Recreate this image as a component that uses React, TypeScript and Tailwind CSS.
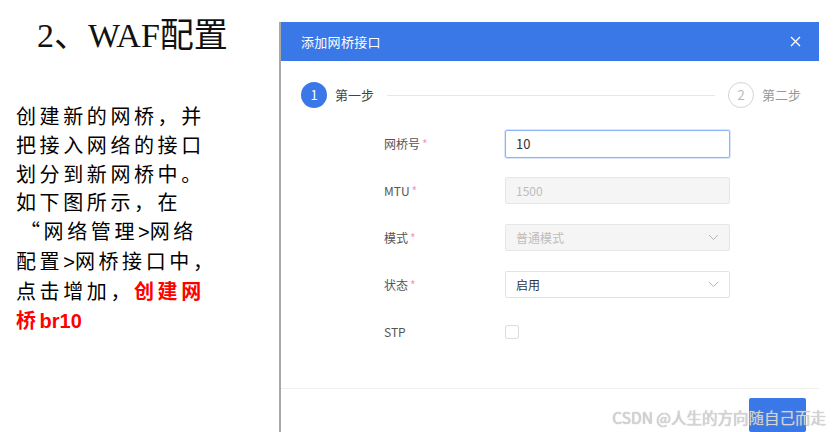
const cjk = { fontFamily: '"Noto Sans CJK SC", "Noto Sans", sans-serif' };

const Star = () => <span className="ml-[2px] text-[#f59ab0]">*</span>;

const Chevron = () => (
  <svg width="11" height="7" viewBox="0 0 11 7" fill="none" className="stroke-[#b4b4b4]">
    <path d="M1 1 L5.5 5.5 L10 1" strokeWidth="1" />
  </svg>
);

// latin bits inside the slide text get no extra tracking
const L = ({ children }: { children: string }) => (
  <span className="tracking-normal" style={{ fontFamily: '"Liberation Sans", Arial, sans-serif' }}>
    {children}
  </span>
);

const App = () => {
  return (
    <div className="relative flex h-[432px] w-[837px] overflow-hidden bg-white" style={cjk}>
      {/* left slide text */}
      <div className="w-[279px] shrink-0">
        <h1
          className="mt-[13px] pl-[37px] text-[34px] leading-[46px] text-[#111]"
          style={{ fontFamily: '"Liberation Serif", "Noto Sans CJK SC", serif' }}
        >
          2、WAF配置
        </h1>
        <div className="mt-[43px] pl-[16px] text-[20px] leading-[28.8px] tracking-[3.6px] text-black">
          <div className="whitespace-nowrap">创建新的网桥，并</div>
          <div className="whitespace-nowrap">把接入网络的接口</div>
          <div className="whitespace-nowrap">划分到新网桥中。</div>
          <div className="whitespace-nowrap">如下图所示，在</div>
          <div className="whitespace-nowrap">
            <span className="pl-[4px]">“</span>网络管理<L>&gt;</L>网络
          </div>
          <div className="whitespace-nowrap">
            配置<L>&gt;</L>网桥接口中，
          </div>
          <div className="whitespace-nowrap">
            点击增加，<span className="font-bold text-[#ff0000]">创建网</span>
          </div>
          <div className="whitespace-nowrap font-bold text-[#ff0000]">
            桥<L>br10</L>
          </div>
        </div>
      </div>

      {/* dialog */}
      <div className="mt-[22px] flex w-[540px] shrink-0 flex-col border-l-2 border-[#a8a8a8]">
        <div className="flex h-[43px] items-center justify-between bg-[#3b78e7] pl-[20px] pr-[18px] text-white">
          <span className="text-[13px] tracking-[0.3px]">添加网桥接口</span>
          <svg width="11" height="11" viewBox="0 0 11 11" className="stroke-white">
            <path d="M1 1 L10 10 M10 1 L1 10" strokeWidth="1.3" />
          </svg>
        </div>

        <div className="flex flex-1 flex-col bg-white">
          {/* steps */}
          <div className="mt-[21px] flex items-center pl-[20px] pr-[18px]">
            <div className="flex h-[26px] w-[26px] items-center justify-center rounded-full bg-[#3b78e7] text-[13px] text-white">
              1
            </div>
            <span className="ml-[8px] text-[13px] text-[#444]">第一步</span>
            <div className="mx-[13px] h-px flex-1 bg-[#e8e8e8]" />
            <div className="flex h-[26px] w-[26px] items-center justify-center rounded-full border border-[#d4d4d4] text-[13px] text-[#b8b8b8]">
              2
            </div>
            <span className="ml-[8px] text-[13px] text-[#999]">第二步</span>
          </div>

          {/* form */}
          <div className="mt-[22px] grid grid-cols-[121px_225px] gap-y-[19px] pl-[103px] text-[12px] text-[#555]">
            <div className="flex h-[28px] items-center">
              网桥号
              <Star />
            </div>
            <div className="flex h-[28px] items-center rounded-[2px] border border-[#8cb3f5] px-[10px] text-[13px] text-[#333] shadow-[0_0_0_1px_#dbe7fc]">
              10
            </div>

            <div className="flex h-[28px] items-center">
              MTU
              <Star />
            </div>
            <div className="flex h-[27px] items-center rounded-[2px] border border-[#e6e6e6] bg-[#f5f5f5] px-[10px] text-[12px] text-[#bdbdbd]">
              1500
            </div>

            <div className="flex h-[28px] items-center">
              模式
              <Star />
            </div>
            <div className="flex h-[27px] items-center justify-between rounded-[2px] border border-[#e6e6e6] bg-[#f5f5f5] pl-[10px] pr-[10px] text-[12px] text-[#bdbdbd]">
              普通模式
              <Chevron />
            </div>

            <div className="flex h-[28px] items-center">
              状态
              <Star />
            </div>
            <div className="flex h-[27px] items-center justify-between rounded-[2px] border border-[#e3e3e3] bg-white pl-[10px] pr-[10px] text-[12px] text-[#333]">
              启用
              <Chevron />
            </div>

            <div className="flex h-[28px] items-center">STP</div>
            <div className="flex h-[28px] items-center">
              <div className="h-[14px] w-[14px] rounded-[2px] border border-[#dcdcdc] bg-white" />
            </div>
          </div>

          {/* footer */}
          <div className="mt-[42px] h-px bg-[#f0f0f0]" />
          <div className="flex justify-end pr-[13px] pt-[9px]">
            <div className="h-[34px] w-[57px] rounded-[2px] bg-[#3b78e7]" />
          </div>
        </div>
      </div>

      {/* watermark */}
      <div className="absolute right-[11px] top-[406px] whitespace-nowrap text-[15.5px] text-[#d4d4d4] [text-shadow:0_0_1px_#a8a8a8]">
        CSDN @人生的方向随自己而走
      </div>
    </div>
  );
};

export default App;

--------------------

# Job
Copy out the data above exactly, except the pictures.

# Response to this exercise
Recreate this image as a component that uses React, TypeScript and Tailwind CSS.
const cjk = { fontFamily: '"Noto Sans CJK SC", "Noto Sans", sans-serif' };

const Star = () => <span className="ml-[2px] text-[#f59ab0]">*</span>;

const Chevron = () => (
  <svg width="11" height="7" viewBox="0 0 11 7" fill="none" className="stroke-[#b4b4b4]">
    <path d="M1 1 L5.5 5.5 L10 1" strokeWidth="1" />
  </svg>
);

// latin bits inside the slide text get no extra tracking
const L = ({ children }: { children: string }) => (
  <span className="tracking-normal" style={{ fontFamily: '"Liberation Sans", Arial, sans-serif' }}>
    {children}
  </span>
);

const App = () => {
  return (
    <div className="relative flex h-[432px] w-[837px] overflow-hidden bg-white" style={cjk}>
      {/* left slide text */}
      <div className="w-[279px] shrink-0">
        <h1
          className="mt-[13px] pl-[37px] text-[34px] leading-[46px] text-[#111]"
          style={{ fontFamily: '"Liberation Serif", "Noto Sans CJK SC", serif' }}
        >
          2、WAF配置
        </h1>
        <div className="mt-[43px] pl-[16px] text-[20px] leading-[28.8px] tracking-[3.6px] text-black">
          <div className="whitespace-nowrap">创建新的网桥，并</div>
          <div className="whitespace-nowrap">把接入网络的接口</div>
          <div className="whitespace-nowrap">划分到新网桥中。</div>
          <div className="whitespace-nowrap">如下图所示，在</div>
          <div className="whitespace-nowrap">
            <span className="pl-[4px]">“</span>网络管理<L>&gt;</L>网络
          </div>
          <div className="whitespace-nowrap">
            配置<L>&gt;</L>网桥接口中，
          </div>
          <div className="whitespace-nowrap">
            点击增加，<span className="font-bold text-[#ff0000]">创建网</span>
          </div>
          <div className="whitespace-nowrap font-bold text-[#ff0000]">
            桥<L>br10</L>
          </div>
        </div>
      </div>

      {/* dialog */}
      <div className="mt-[22px] flex w-[540px] shrink-0 flex-col border-l-2 border-[#a8a8a8]">
        <div className="flex h-[43px] items-center justify-between bg-[#3b78e7] pl-[20px] pr-[18px] text-white">
          <span className="text-[13px] tracking-[0.3px]">添加网桥接口</span>
          <svg width="11" height="11" viewBox="0 0 11 11" className="stroke-white">
            <path d="M1 1 L10 10 M10 1 L1 10" strokeWidth="1.3" />
          </svg>
        </div>

        <div className="flex flex-1 flex-col bg-white">
          {/* steps */}
          <div className="mt-[21px] flex items-center pl-[20px] pr-[18px]">
            <div className="flex h-[26px] w-[26px] items-center justify-center rounded-full bg-[#3b78e7] text-[13px] text-white">
              1
            </div>
            <span className="ml-[8px] text-[13px] text-[#444]">第一步</span>
            <div className="mx-[13px] h-px flex-1 bg-[#e8e8e8]" />
            <div className="flex h-[26px] w-[26px] items-center justify-center rounded-full border border-[#d4d4d4] text-[13px] text-[#b8b8b8]">
              2
            </div>
            <span className="ml-[8px] text-[13px] text-[#999]">第二步</span>
          </div>

          {/* form */}
          <div className="mt-[22px] grid grid-cols-[121px_225px] gap-y-[19px] pl-[103px] text-[12px] text-[#555]">
            <div className="flex h-[28px] items-center">
              网桥号
              <Star />
            </div>
            <div className="flex h-[28px] items-center rounded-[2px] border border-[#8cb3f5] px-[10px] text-[13px] text-[#333] shadow-[0_0_0_1px_#dbe7fc]">
              10
            </div>

            <div className="flex h-[28px] items-center">
              MTU
              <Star />
            </div>
            <div className="flex h-[27px] items-center rounded-[2px] border border-[#e6e6e6] bg-[#f5f5f5] px-[10px] text-[12px] text-[#bdbdbd]">
              1500
            </div>

            <div className="flex h-[28px] items-center">
              模式
              <Star />
            </div>
            <div className="flex h-[27px] items-center justify-between rounded-[2px] border border-[#e6e6e6] bg-[#f5f5f5] pl-[10px] pr-[10px] text-[12px] text-[#bdbdbd]">
              普通模式
              <Chevron />
            </div>

            <div className="flex h-[28px] items-center">
              状态
              <Star />
            </div>
            <div className="flex h-[27px] items-center justify-between rounded-[2px] border border-[#e3e3e3] bg-white pl-[10px] pr-[10px] text-[12px] text-[#333]">
              启用
              <Chevron />
            </div>

            <div className="flex h-[28px] items-center">STP</div>
            <div className="flex h-[28px] items-center">
              <div className="h-[14px] w-[14px] rounded-[2px] border border-[#dcdcdc] bg-white" />
            </div>
          </div>

          {/* footer */}
          <div className="mt-[42px] h-px bg-[#f0f0f0]" />
          <div className="flex justify-end pr-[13px] pt-[9px]">
            <div className="h-[34px] w-[57px] rounded-[2px] bg-[#3b78e7]" />
          </div>
        </div>
      </div>

      {/* watermark */}
      <div className="absolute right-[11px] top-[406px] whitespace-nowrap text-[15.5px] text-[#d4d4d4] [text-shadow:0_0_1px_#a8a8a8]">
        CSDN @人生的方向随自己而走
      </div>
    </div>
  );
};

export default App;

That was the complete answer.